Commander X16 specific IRQ handling

Instead of using the routines in sys as mentioned above (that are more or less portable across the C64,C128 and cx16), you can also use the special routines made for the Commander X16, in cx16. The idea is to let Prog8 do the irq dispatching and housekeeping for you, and that your program only has to register the specific handlers for the specific IRQ sources that you want to handle.

Look at the examples/cx16/multi-irq-new.p8 example to see how these routines can be used. Here they are, all available in cx16:

disable_irqs ()

Disables all Vera IRQ sources. Note that the CPU irq disable flag is not changed by this routine. you can manipulate that via sys.set_irqd() and sys.clear_irqd() as usual.

enable_irq_handlers (bool disable_all_irq_sources)

Install the “master IRQ handler” that will dispatch IRQs to the registered handler for each type. Only Vera IRQs supported for now. Pass true to initially disable all Vera interrupt sources (they will be enabled individually again by setting the various handlers), or pass false to not touch this. The handlers don’t need to clear its ISR bit, but have to return 0 or 1 in A, where 1 means: continue with the system IRQ handler, 0 means: don’t call that. The order in which the handlers are invoked if multiple interrupts occur simultaneously is: LINE, SPRCOL, AFLOW, VSYNC.

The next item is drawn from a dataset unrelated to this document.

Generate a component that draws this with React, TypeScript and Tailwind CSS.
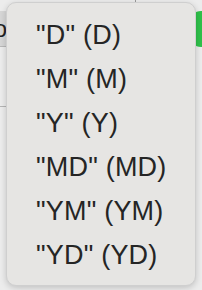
import React from 'react'

const options = ['D', 'M', 'Y', 'MD', 'YM', 'YD']

export default function App() {
  return (
    <div className="relative w-[202px] h-[290px] overflow-hidden bg-[#ececec]" style={{ fontFamily: '"Liberation Sans", Arial, sans-serif' }}>
      {/* Background form row behind the menu */}
      <div className="pt-[11px] flex items-start justify-between">
        <div className="w-[30px] h-[36px] -ml-[20px] bg-[#d6d6d6] border-b border-[#b8b8b8] flex items-center justify-end pr-[3px] text-[24px] text-[#222]">
          o
        </div>
        <div className="w-[22px] h-[36px] -mr-[10px] rounded-full bg-[#2fc14a]" />
      </div>
      <div className="w-[8px] h-px bg-[#b5b5b5] mt-[59px]" />
      <div className="absolute left-[135px] top-0 w-px h-[3px] bg-[#9a9a9a]" />

      {/* Popup menu */}
      <div className="absolute left-[6px] top-[2px] w-[190px] h-[284px] rounded-[10px] bg-[#e6e5e3] border border-[#cfcfcf] shadow-[0_2px_6px_rgba(0,0,0,0.18)] pt-[10px] pb-[9px]">
        {options.map((o) => (
          <div key={o} className="h-[44px] flex items-center pl-[29px] text-[27px] leading-none text-[#252525] tracking-[0.2px]">
            "{o}" ({o})
          </div>
        ))}
      </div>
    </div>
  )
}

set_vsync_irq_handler (uword address)

Sets the verical sync interrupt handler routine. Also enables VSYNC interrupts.

set_line_irq_handler (uword rasterline, uword address)

Sets the rasterline interrupt handler routine to trigger on the specified raster line. Also enables LINE interrupts. You can use sys.set_rasterline() later to adjust the rasterline on which to trigger.

set_sprcol_irq_handler (uword address)

Sets the sprite collision interrupt handler routine. Also enables SPRCOL interrupts.

set_aflow_irq_handler (uword address)

Sets the audio buffer underrun interrupt handler routine. Also enables AFLOW interrupts.

disable_irq_handlers ()

Hand control back to the system default IRQ handler.